• **Stated problem**:
With the images removed, repeat the data below exactly.

• **Excerpted data**:
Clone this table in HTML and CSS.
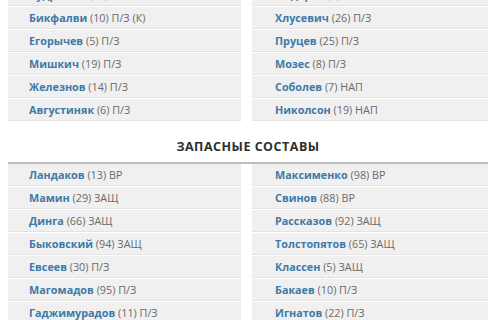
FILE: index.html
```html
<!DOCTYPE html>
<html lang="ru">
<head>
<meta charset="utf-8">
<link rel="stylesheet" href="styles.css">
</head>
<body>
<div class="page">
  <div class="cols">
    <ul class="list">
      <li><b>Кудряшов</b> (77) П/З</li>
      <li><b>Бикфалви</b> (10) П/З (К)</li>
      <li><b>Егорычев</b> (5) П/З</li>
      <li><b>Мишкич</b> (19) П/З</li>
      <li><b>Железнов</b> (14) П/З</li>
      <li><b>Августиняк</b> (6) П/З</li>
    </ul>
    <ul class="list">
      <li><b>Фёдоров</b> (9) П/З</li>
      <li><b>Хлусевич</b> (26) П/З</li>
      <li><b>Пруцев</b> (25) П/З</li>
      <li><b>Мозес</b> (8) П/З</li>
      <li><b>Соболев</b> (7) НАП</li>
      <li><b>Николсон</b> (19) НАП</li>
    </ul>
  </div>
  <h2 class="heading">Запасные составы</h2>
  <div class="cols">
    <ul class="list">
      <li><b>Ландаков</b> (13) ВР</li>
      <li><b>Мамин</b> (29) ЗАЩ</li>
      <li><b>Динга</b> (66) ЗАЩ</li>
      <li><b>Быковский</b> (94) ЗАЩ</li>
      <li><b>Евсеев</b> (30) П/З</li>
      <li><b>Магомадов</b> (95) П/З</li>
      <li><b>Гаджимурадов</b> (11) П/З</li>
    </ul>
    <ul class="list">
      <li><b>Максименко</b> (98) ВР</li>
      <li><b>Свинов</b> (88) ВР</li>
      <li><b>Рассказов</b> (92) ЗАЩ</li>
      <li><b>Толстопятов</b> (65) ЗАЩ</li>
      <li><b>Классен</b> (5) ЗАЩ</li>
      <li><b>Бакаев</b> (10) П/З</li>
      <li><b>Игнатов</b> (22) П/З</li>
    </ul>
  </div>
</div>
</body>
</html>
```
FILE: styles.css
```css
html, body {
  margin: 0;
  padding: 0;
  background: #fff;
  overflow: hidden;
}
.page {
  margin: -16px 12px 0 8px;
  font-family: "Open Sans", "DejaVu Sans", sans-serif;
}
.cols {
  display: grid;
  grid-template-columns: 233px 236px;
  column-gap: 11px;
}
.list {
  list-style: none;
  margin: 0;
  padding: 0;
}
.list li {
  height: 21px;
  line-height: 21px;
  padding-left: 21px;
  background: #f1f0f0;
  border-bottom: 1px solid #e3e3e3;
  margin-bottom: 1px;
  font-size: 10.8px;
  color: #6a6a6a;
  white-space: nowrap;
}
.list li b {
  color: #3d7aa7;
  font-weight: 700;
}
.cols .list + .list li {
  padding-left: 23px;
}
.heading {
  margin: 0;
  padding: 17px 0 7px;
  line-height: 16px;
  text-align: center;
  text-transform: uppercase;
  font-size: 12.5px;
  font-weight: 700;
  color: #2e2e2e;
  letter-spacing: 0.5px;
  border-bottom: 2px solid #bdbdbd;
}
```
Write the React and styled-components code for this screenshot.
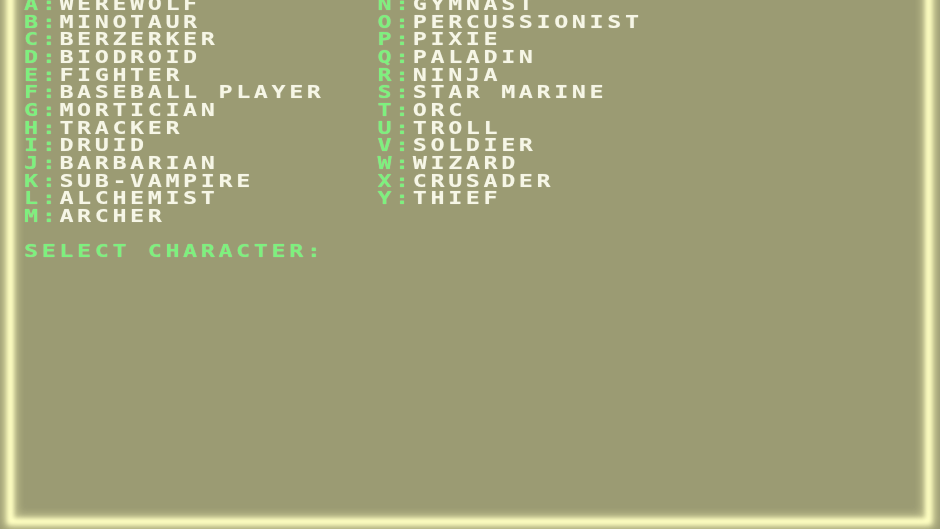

• **Written answer**:
Clone this table in HTML and CSS.
FILE: index.html
```html
<!DOCTYPE html>
<html lang="ru">
<head>
<meta charset="utf-8">
<link rel="stylesheet" href="styles.css">
</head>
<body>
<div class="page">
  <div class="cols">
    <ul class="list">
      <li><b>Кудряшов</b> (77) П/З</li>
      <li><b>Бикфалви</b> (10) П/З (К)</li>
      <li><b>Егорычев</b> (5) П/З</li>
      <li><b>Мишкич</b> (19) П/З</li>
      <li><b>Железнов</b> (14) П/З</li>
      <li><b>Августиняк</b> (6) П/З</li>
    </ul>
    <ul class="list">
      <li><b>Фёдоров</b> (9) П/З</li>
      <li><b>Хлусевич</b> (26) П/З</li>
      <li><b>Пруцев</b> (25) П/З</li>
      <li><b>Мозес</b> (8) П/З</li>
      <li><b>Соболев</b> (7) НАП</li>
      <li><b>Николсон</b> (19) НАП</li>
    </ul>
  </div>
  <h2 class="heading">Запасные составы</h2>
  <div class="cols">
    <ul class="list">
      <li><b>Ландаков</b> (13) ВР</li>
      <li><b>Мамин</b> (29) ЗАЩ</li>
      <li><b>Динга</b> (66) ЗАЩ</li>
      <li><b>Быковский</b> (94) ЗАЩ</li>
      <li><b>Евсеев</b> (30) П/З</li>
      <li><b>Магомадов</b> (95) П/З</li>
      <li><b>Гаджимурадов</b> (11) П/З</li>
    </ul>
    <ul class="list">
      <li><b>Максименко</b> (98) ВР</li>
      <li><b>Свинов</b> (88) ВР</li>
      <li><b>Рассказов</b> (92) ЗАЩ</li>
      <li><b>Толстопятов</b> (65) ЗАЩ</li>
      <li><b>Классен</b> (5) ЗАЩ</li>
      <li><b>Бакаев</b> (10) П/З</li>
      <li><b>Игнатов</b> (22) П/З</li>
    </ul>
  </div>
</div>
</body>
</html>
```
FILE: styles.css
```css
html, body {
  margin: 0;
  padding: 0;
  background: #fff;
  overflow: hidden;
}
.page {
  margin: -16px 12px 0 8px;
  font-family: "Open Sans", "DejaVu Sans", sans-serif;
}
.cols {
  display: grid;
  grid-template-columns: 233px 236px;
  column-gap: 11px;
}
.list {
  list-style: none;
  margin: 0;
  padding: 0;
}
.list li {
  height: 21px;
  line-height: 21px;
  padding-left: 21px;
  background: #f1f0f0;
  border-bottom: 1px solid #e3e3e3;
  margin-bottom: 1px;
  font-size: 10.8px;
  color: #6a6a6a;
  white-space: nowrap;
}
.list li b {
  color: #3d7aa7;
  font-weight: 700;
}
.cols .list + .list li {
  padding-left: 23px;
}
.heading {
  margin: 0;
  padding: 17px 0 7px;
  line-height: 16px;
  text-align: center;
  text-transform: uppercase;
  font-size: 12.5px;
  font-weight: 700;
  color: #2e2e2e;
  letter-spacing: 0.5px;
  border-bottom: 2px solid #bdbdbd;
}
```
Write the React and styled-components code for this screenshot.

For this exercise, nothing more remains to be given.